If you have any questions feel free to leave a comment. I could write about macarons all day, and I’m happy to share all my “fail” stories with you (and believe me there are many).

Author: onevanillabean

I have loved cooking and baking since I was 5 years old. It was the one activity that I would share with all my extended family. Like most people, I love traveling. I love visiting the markets, exploring unknown ingredients, and bringing them back home with me for inspiration. I find that recipes with simple and pure ingredients yield the best results.

22 thoughts

  1. Yum! This one look so cute and tasty, im sure my daughter will love it. I just save your recipes btw, and i’ll try it this weekend.
    Thank you very much.

  2. Whenever I make macarons, at least one person tells me that they look like hamburgers 🙂

    This is such a cute idea. Very well executed, too!
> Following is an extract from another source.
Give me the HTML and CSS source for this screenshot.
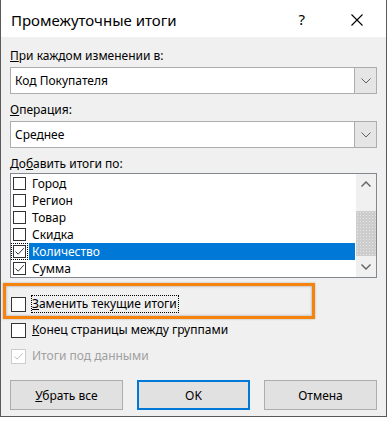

  3. I discovered your blog, and i loved it !!!
    Wonderful idea this macaroon who looks like hamburger ! You’re very creative 🙂

  4. Thank you all for your comments 🙂
    Kaitlin–yes, I’ve also had several friends tell me that macarons look like mini burgers! That is where the idea originally came from.

  5. Thanks for the awesome recipe. I’ve tried a few, but this one has yielded the best results. The only thing I need to work on now is how much turn is needed for the batter. My first batch was so under-turned, the shells had the shape of meringue cookies.

  6. Judging from the picture of ziplock bags full of macaron shells, I’m assuming we can make the shells ahead of them and not fill them? If so, how long can they be stored? And will they taste the same as fresh ones when I do fill them?